Kanun hükmünde yer alan tazminatın konusu, haciz ihbarnamesine karşı üçüncü kişinin gerçeğe aykırı beyanda bulunması sebebiyle takip alacaklısının uğradığı zarardır. Bu davada, üçüncü kişinin gerçeğe aykırı beyanda bulunduğunu davacı takip alacaklısı ispat etmelidir. Üçüncü kişinin beyanının aksi, İİK.'nun 68. maddesinde sayılan belgelere bağlı olmaksızın her türlü delille ispat edilebilir.

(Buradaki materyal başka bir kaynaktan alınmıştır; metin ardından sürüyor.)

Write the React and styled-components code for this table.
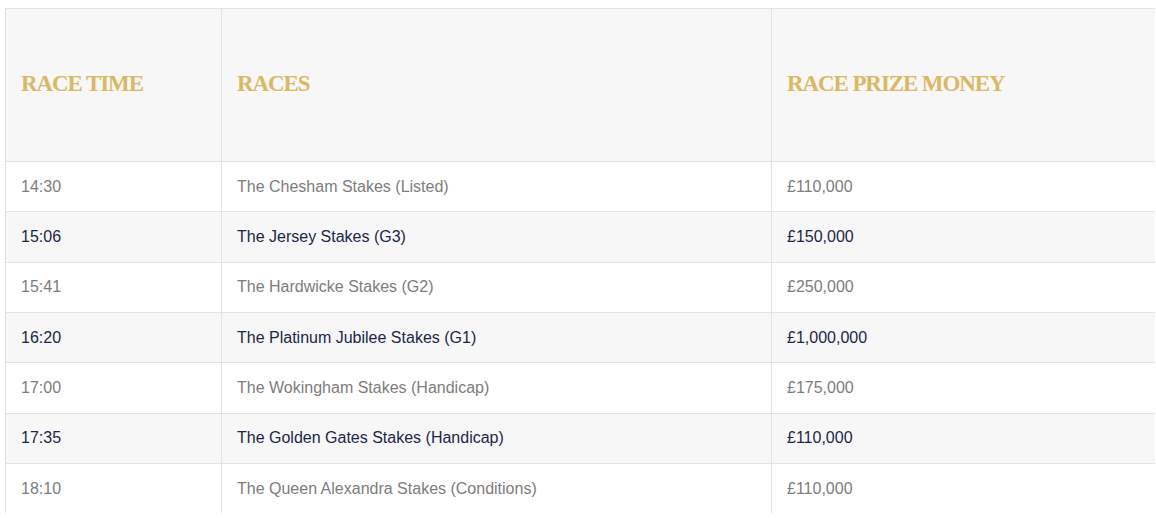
import React from "react";
import styled, { createGlobalStyle } from "styled-components";

const Global = createGlobalStyle`
  html, body { margin: 0; padding: 0; background: #ffffff; overflow: hidden; }
  body { font-family: "Liberation Sans", Arial, sans-serif; }
`;

const Page = styled.div`
  padding: 8px 0 0 5px;
  height: 505px;
  overflow: hidden;
`;

const Table = styled.table`
  width: 1149px;
  border-collapse: collapse;
  table-layout: fixed;
  border-top: 1px solid #e2e2e2;
  border-left: 1px solid #e2e2e2;
`;

const Col = styled.col`
  width: ${(p) => p.$w}px;
`;

const Head = styled.th`
  height: 149px;
  background: #f7f7f7;
  text-align: left;
  vertical-align: middle;
  padding: 0 15px 3px;
  font-family: "Liberation Serif", "DejaVu Serif", serif;
  font-weight: 700;
  font-size: 23px;
  letter-spacing: -1.1px;
  color: #dbb864;
  border-bottom: 1px solid #e2e2e2;
  border-left: 1px solid #e2e2e2;
  &:first-child { border-left: none; }
`;

const Row = styled.tr`
  background: ${(p) => (p.$alt ? "#f7f7f7" : "#ffffff")};
  color: ${(p) => (p.$alt ? "#1b2747" : "#7d7d7d")};
`;

const Cell = styled.td`
  height: 49.33px;
  padding: 0 15px;
  font-size: 16px;
  vertical-align: middle;
  border-bottom: 1px solid #e2e2e2;
  border-left: 1px solid #e2e2e2;
  &:first-child { border-left: none; }
`;

const races = [
  ["14:30", "The Chesham Stakes (Listed)", "£110,000"],
  ["15:06", "The Jersey Stakes (G3)", "£150,000"],
  ["15:41", "The Hardwicke Stakes (G2)", "£250,000"],
  ["16:20", "The Platinum Jubilee Stakes (G1)", "£1,000,000"],
  ["17:00", "The Wokingham Stakes (Handicap)", "£175,000"],
  ["17:35", "The Golden Gates Stakes (Handicap)", "£110,000"],
  ["18:10", "The Queen Alexandra Stakes (Conditions)", "£110,000"],
];

export default function App() {
  return (
    <>
      <Global />
      <Page>
        <Table>
          <colgroup>
            <Col $w={216} />
            <Col $w={550} />
            <Col $w={383} />
          </colgroup>
          <thead>
            <tr>
              <Head>RACE TIME</Head>
              <Head>RACES</Head>
              <Head>RACE PRIZE MONEY</Head>
            </tr>
          </thead>
          <tbody>
            {races.map((r, i) => (
              <Row key={r[0]} $alt={i % 2 === 1}>
                <Cell>{r[0]}</Cell>
                <Cell>{r[1]}</Cell>
                <Cell>{r[2]}</Cell>
              </Row>
            ))}
          </tbody>
        </Table>
      </Page>
    </>
  );
}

Anılan maddenin açık hükmü gereğince; icra mahkemesince, genel hükümlere göre yargılama yapılarak sonuca gidilmelidir.
İİK'nun 89/4. maddesine dayalı olarak açılan tazminat davasında, tarafların göstereceği deliller, ticari defterler ve kayıtlar üzerinde bilirkişi incelemesi yapılarak, ihbarnamenin tebliğ tarihi itibariyle, borçlunun, üçüncü kişiden istenebilir, kesin nitelikte bir alacağının mevcut olup olmadığı genel hükümler çerçevesinde belirlenir, diğer bir ifade ile anılan maddeye göre tazminata hükmedilebilmesi için, borçlunun, haciz ihbarnamesinin üçüncü kişiye tebliği tarihi itibariyle, üçüncü kişi nezdinde kesinleşmiş, İİK.’nun 89/1. maddesi kapsamında haczedilebilecek muaccel bir alacağının bulunması zorunludur.

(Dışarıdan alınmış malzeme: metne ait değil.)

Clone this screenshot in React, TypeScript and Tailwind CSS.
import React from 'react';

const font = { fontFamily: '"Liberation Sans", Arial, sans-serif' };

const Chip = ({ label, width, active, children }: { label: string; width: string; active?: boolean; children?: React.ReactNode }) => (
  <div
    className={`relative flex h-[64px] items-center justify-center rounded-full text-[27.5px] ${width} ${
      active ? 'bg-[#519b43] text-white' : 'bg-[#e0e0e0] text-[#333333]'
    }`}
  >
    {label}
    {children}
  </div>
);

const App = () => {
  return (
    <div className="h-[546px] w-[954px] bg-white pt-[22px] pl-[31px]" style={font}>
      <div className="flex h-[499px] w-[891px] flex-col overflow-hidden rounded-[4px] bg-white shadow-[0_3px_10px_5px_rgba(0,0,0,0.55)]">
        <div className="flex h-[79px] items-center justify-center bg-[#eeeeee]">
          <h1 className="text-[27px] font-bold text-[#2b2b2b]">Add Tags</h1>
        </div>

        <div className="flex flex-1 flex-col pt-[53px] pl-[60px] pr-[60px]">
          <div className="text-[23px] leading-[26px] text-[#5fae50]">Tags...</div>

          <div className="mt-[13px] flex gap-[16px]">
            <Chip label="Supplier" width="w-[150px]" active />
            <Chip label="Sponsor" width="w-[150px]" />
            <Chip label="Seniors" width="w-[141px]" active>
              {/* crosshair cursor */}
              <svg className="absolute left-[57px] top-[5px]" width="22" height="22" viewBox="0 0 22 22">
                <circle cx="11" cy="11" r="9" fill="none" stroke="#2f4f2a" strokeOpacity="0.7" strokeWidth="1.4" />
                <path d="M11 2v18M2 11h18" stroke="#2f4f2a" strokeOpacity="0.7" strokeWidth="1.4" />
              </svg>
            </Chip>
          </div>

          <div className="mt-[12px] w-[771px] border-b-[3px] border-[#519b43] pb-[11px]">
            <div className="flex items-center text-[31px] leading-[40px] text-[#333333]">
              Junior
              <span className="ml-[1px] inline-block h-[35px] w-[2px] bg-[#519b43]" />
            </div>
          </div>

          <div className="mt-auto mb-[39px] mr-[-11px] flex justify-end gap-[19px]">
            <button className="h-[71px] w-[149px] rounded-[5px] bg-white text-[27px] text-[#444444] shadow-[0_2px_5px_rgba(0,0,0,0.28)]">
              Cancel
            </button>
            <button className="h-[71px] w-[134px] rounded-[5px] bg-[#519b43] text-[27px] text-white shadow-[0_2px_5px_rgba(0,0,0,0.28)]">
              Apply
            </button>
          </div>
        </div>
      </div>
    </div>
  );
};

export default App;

Dava dosyasının incelenmesinde; hükme esas alınan bilirkişi raporunda; davalı 3.kişinin ticari defterlerinin incelenmesi sonucu; 21/11/2012 itibariyle davalı 3. kişi ...A.Ş firmasının dava dışı takip borçlusu ... Müh.İml.Tic. Ltd .Şti firmasına 44.997,95 TL borçlu
olduğunun tespit edildiği belirtilmiş olup, borçlu şirkete ait ticari defterlerin incelenmediği görülmüştür.

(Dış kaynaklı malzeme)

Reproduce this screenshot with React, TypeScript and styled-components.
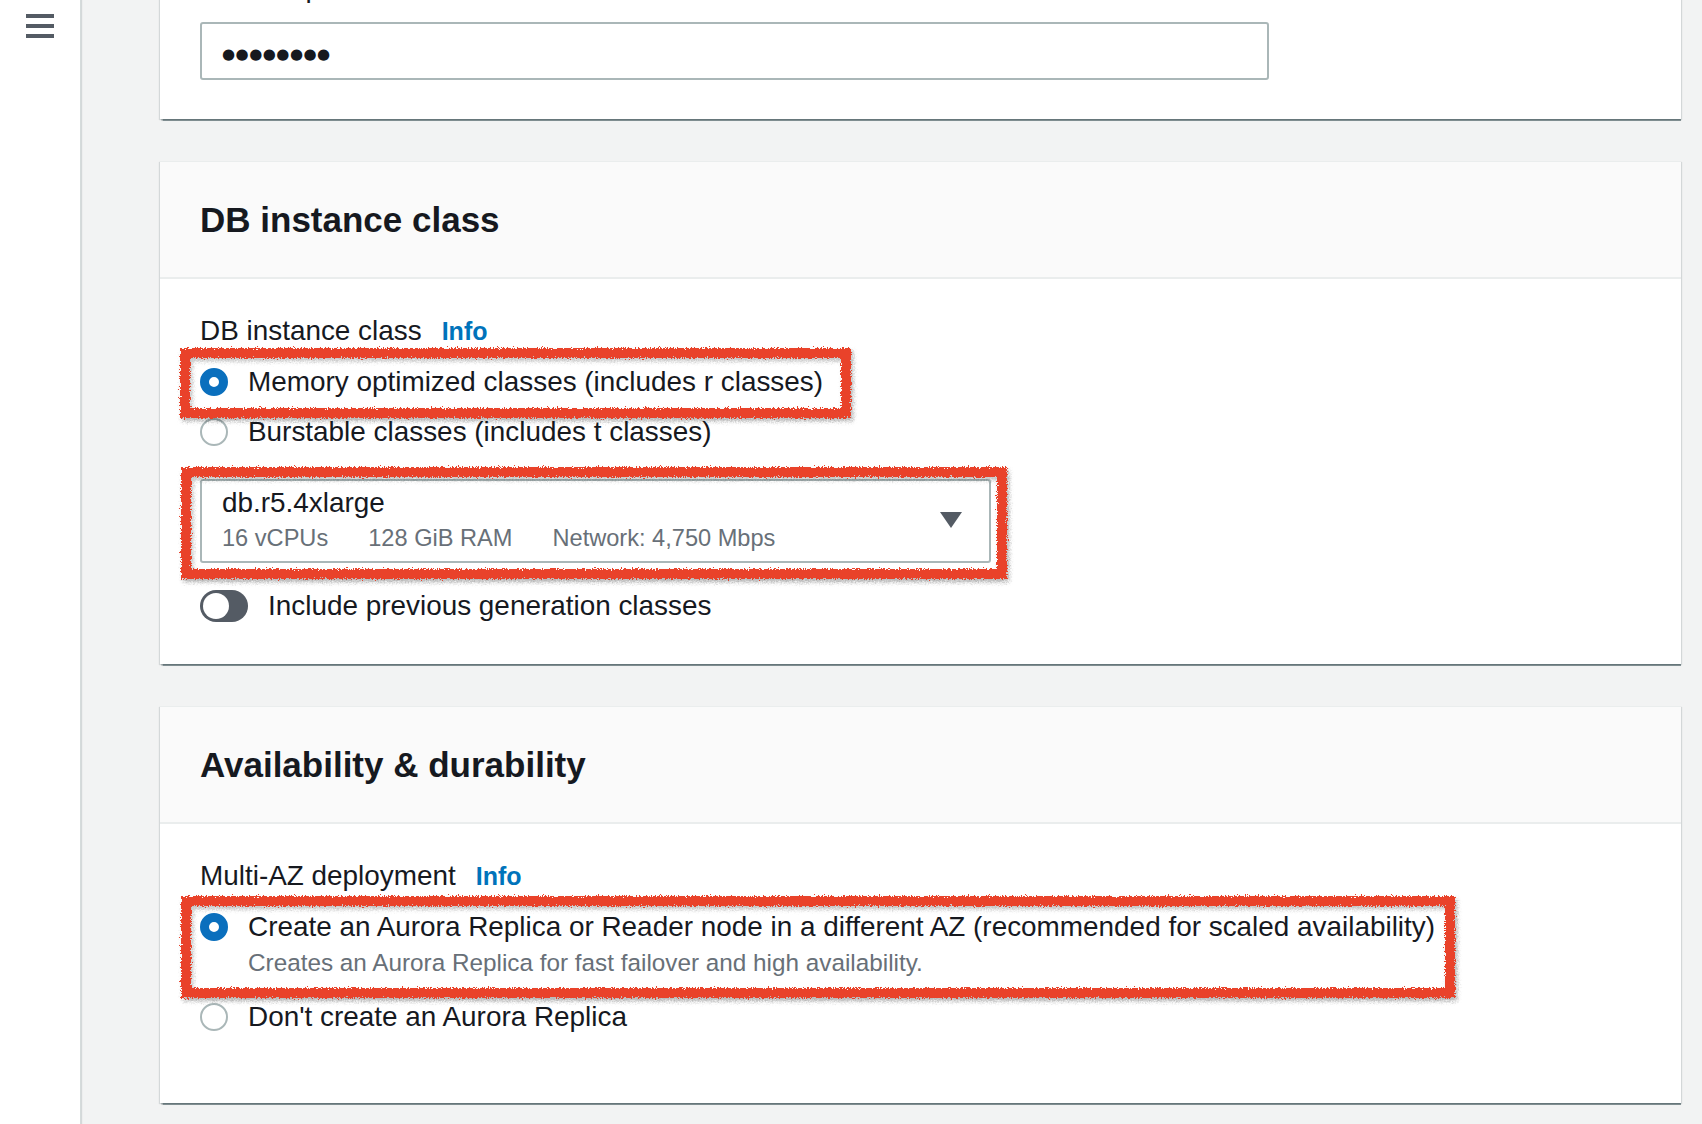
import React from "react";
import styled, { createGlobalStyle } from "styled-components";

const Global = createGlobalStyle`
  html, body { margin: 0; padding: 0; }
  body {
    background: #f2f3f3;
    font-family: "Liberation Sans", Arial, sans-serif;
    color: #16191f;
    overflow: hidden;
  }
  * { box-sizing: border-box; }
`;

const Page = styled.div`
  display: flex;
  min-height: 1124px;
  background: #f2f3f3;
`;

const Sidebar = styled.aside`
  width: 81px;
  flex: 0 0 81px;
  background: #ffffff;
  border-right: 1px solid #d5dbdb;
  box-shadow: 1px 0 1px rgba(0, 28, 36, 0.12);
  padding: 14px 0 0 26px;
`;

const Main = styled.main`
  flex: 1;
  display: flex;
  flex-direction: column;
  gap: 42px;
  padding: 0 21px 0 79px;
`;

const Card = styled.section<{ $pull?: number }>`
  background: #ffffff;
  margin-top: ${(p) => (p.$pull ? `-${p.$pull}px` : "0")};
  box-shadow: 0 2px 1px -0.5px rgba(0, 28, 36, 0.45),
    1px 1px 1px 0 rgba(0, 28, 36, 0.12), -1px 1px 1px 0 rgba(0, 28, 36, 0.12);
  border-top: 1px solid #eaeded;
`;

const CardHeader = styled.header`
  height: 117px;
  display: flex;
  align-items: center;
  padding: 0 40px;
  background: #fafafa;
  border-bottom: 2px solid #eaeded;
`;

const Heading = styled.h2`
  margin: 0;
  font-size: 35px;
  font-weight: 700;
  color: #16191f;
`;

const CardBody = styled.div<{ $bottom: number }>`
  display: flex;
  flex-direction: column;
  align-items: flex-start;
  padding: 34px 40px ${(p) => p.$bottom}px;
`;

const FieldLabel = styled.div`
  display: flex;
  align-items: baseline;
  gap: 20px;
  font-size: 27.9px;
  line-height: 36px;
  color: #16191f;
`;

const Info = styled.span`
  font-size: 25px;
  font-weight: 700;
  color: #0073bb;
`;

const PasswordBox = styled.div`
  margin-top: 16px;
  width: 1069px;
  height: 58px;
  border: 2px solid #aab7b8;
  border-radius: 3px;
  display: flex;
  align-items: center;
  padding: 6px 20px 0;
`;

const Dots = styled.span`
  font-family: "DejaVu Sans", sans-serif;
  font-size: 15px;
  letter-spacing: 0.5px;
  color: #16191f;
`;

const RadioGroup = styled.div`
  margin-top: 8px;
  display: flex;
  flex-direction: column;
  align-items: flex-start;
`;

const RadioRow = styled.div`
  display: flex;
  align-items: flex-start;
  gap: 20px;
  padding: 7px 0;
`;

const RadioCircle = styled.span<{ $checked?: boolean }>`
  flex: 0 0 28px;
  width: 28px;
  height: 28px;
  margin-top: 4px;
  border-radius: 50%;
  background: #ffffff;
  border: ${(p) => (p.$checked ? "9px solid #0a6fbd" : "2px solid #aab7b8")};
`;

const RadioText = styled.div`
  display: flex;
  flex-direction: column;
`;

const RadioLabel = styled.span`
  font-size: 27.9px;
  line-height: 36px;
  color: #16191f;
  white-space: nowrap;
`;

const RadioDesc = styled.span`
  font-size: 24.3px;
  line-height: 36px;
  padding-bottom: 4px;
  color: #687078;
  white-space: nowrap;
`;

const Annotated = styled.div<{ $inset: string; $gap?: number }>`
  position: relative;
  margin-top: ${(p) => p.$gap ?? 0}px;
  &::after {
    content: "";
    position: absolute;
    inset: ${(p) => p.$inset};
    border: 10px solid #e9432b;
    box-shadow: 2px 3px 4px rgba(0, 0, 0, 0.3),
      inset 2px 3px 4px rgba(0, 0, 0, 0.25);
    filter: url(#rough);
    pointer-events: none;
  }
`;

const Select = styled.div`
  width: 791px;
  height: 84px;
  border: 2px solid #aab7b8;
  border-radius: 3px;
  padding: 4px 27px 6px 20px;
  display: flex;
  align-items: center;
  justify-content: space-between;
`;

const SelectContent = styled.div`
  display: flex;
  flex-direction: column;
`;

const SelectValue = styled.span`
  font-size: 27.9px;
  line-height: 36px;
  color: #16191f;
`;

const SelectMeta = styled.div`
  display: flex;
  gap: 40px;
  font-size: 23.6px;
  line-height: 34px;
  color: #687078;
`;

const ToggleRow = styled.div`
  margin-top: 25px;
  display: flex;
  align-items: center;
  gap: 20px;
  height: 36px;
`;

const ToggleTrack = styled.span`
  width: 48px;
  height: 32px;
  border-radius: 16px;
  background: #545b64;
  display: flex;
  align-items: center;
  padding-left: 3px;
`;

const ToggleKnob = styled.span`
  width: 26px;
  height: 26px;
  border-radius: 50%;
  background: #ffffff;
`;

const ToggleLabel = styled.span`
  font-size: 27.9px;
  line-height: 36px;
  color: #16191f;
`;

const Defs = styled.svg`
  position: absolute;
  width: 0;
  height: 0;
`;

const Hamburger = () => (
  <svg width="28" height="24" viewBox="0 0 28 24" fill="#545b64">
    <rect x="0" y="0" width="28" height="4" />
    <rect x="0" y="10" width="28" height="4" />
    <rect x="0" y="20" width="28" height="4" />
  </svg>
);

const Caret = () => (
  <svg width="22" height="16" viewBox="0 0 22 16">
    <path d="M0 0 H22 L11 16 Z" fill="#545b64" />
  </svg>
);

export default function App() {
  return (
    <>
      <Global />
      <Defs aria-hidden="true">
        <filter id="rough" x="-10%" y="-10%" width="120%" height="120%">
          <feTurbulence type="fractalNoise" baseFrequency="0.7" numOctaves="2" seed="3" result="noise" />
          <feDisplacementMap in="SourceGraphic" in2="noise" scale="6" xChannelSelector="R" yChannelSelector="G" />
        </filter>
      </Defs>
      <Page>
        <Sidebar>
          <Hamburger />
        </Sidebar>
        <Main>
          <Card $pull={65}>
            <CardBody $bottom={39}>
              <FieldLabel>Confirm password</FieldLabel>
              <PasswordBox>
                <Dots>●●●●●●●●</Dots>
              </PasswordBox>
            </CardBody>
          </Card>

          <Card>
            <CardHeader>
              <Heading>DB instance class</Heading>
            </CardHeader>
            <CardBody $bottom={40}>
              <FieldLabel>
                DB instance class <Info>Info</Info>
              </FieldLabel>
              <RadioGroup>
                <Annotated $inset="-9px -28px -11px -20px">
                  <RadioRow>
                    <RadioCircle $checked />
                    <RadioText>
                      <RadioLabel>Memory optimized classes (includes r classes)</RadioLabel>
                    </RadioText>
                  </RadioRow>
                </Annotated>
                <RadioRow>
                  <RadioCircle />
                  <RadioText>
                    <RadioLabel>Burstable classes (includes t classes)</RadioLabel>
                  </RadioText>
                </RadioRow>
              </RadioGroup>
              <Annotated $inset="-12px -16px -16px -19px" $gap={22}>
                <Select>
                  <SelectContent>
                    <SelectValue>db.r5.4xlarge</SelectValue>
                    <SelectMeta>
                      <span>16 vCPUs</span>
                      <span>128 GiB RAM</span>
                      <span>Network: 4,750 Mbps</span>
                    </SelectMeta>
                  </SelectContent>
                  <Caret />
                </Select>
              </Annotated>
              <ToggleRow>
                <ToggleTrack>
                  <ToggleKnob />
                </ToggleTrack>
                <ToggleLabel>Include previous generation classes</ToggleLabel>
              </ToggleRow>
            </CardBody>
          </Card>

          <Card>
            <CardHeader>
              <Heading>Availability &amp; durability</Heading>
            </CardHeader>
            <CardBody $bottom={61}>
              <FieldLabel>
                Multi-AZ deployment <Info>Info</Info>
              </FieldLabel>
              <RadioGroup>
                <Annotated $inset="-6px -20px -6px -19px">
                  <RadioRow>
                    <RadioCircle $checked />
                    <RadioText>
                      <RadioLabel>
                        Create an Aurora Replica or Reader node in a different AZ (recommended for scaled availability)
                      </RadioLabel>
                      <RadioDesc>Creates an Aurora Replica for fast failover and high availability.</RadioDesc>
                    </RadioText>
                  </RadioRow>
                </Annotated>
                <RadioRow>
                  <RadioCircle />
                  <RadioText>
                    <RadioLabel>Don't create an Aurora Replica</RadioLabel>
                  </RadioText>
                </RadioRow>
              </RadioGroup>
            </CardBody>
          </Card>
        </Main>
      </Page>
    </>
  );
}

Somut olayda; dava dışı borçlu şirket ... Müh.İml.Tic. Ltd .Şti.'ne ait ticari defterlerin incelenmediği anlaşılmakla, İİK 89/1. maddesine göre gönderilen haciz ihbarnamesinin tebliği tarihi itibariyle, 3. kişi ...A.Ş'nin, asıl borçlu ... Müh.İml.Tic. Ltd .Şti.'ne kesinleşmiş ve muaccel bir borcunun bulunup bulunmadığının tespiti için her iki tarafa ait tüm ticari defter ve belgeler ile 2012 yılına ait ticari defterlerle birlikte banka hesapları ile asıl borçlu ile 3. şahıs arasında düzenlenen sözleşme hükümleri de dikkate alınarak, (her iki tarafın 2012 yılına ait defter kayıtlarını oluşturan defter ve belgeler ,Fatura, Çek, Hakediş, Ödeme Belgeleri, Teminat Mektubu, Avansla ödemeleri, Banka dekontları vb. evraklar) üzerinde karşılaştırmalı olarak bilirkişi incelemesi yaptırılıp, 89/1. haciz ihbarnamesinin tebliğ tarihi itibariyle borçlunun 3. şahıstan kesinleşmiş ve muaccel bir alacağının olup olmadığının net olarak tespit edilerek sonucuna göre hukuki durumun tayin ve takdiri yerine, borçlu şirkete ait ticari defterler incelenmeksizin düzenlenen ve yeterli olmayan bilirkişi raporuna dayanılarak yazılı şekilde karar verildiğinden, bu sebeple söz konusu ticari defterlerin temini için, defterlerin ibraz edilmesi hususunda taraflara HMK'nun 220/3.maddesi ve HMK'nun 222/5. maddesi ihtarını içeren meşruhatlı davetiyenin usulüne uygun olarak tebliği ile sonucuna göre HMK'nun 222/5. maddesi gereğince bir karar verilmesi gerekirken eksik inceleme ile yazılı şekilde karar verilmesi isabetsiz olduğu gibi, ... 1. Asliye Hukuk Mahkemesi'nin 2014/215 esas 2016/69 karar sayılı alacak dava dosyasının sonucu araştırılmaksızın ve kararın kesinleşip kesinleşmediği hususu tespit edilmeksizin hüküm kurulması hatalı olup, kararın bozulması gerekmiştir.
SONUÇ: Davalı vekilinin temyiz itirazlarının kabulü ile mahkeme kararının yukarıda yazılı nedenlerle İİK'nun 366. ve HUMK’nun 428. maddeleri uyarınca (BOZULMASINA), peşin alınan temyiz harcının istek halinde ilgiliye iadesine, ilamın tebliği tarihinden itibaren 10 gün içinde karar düzeltme yolu açık olmak üzere 05/07/2022 gününde oy birliğiyle karar verildi.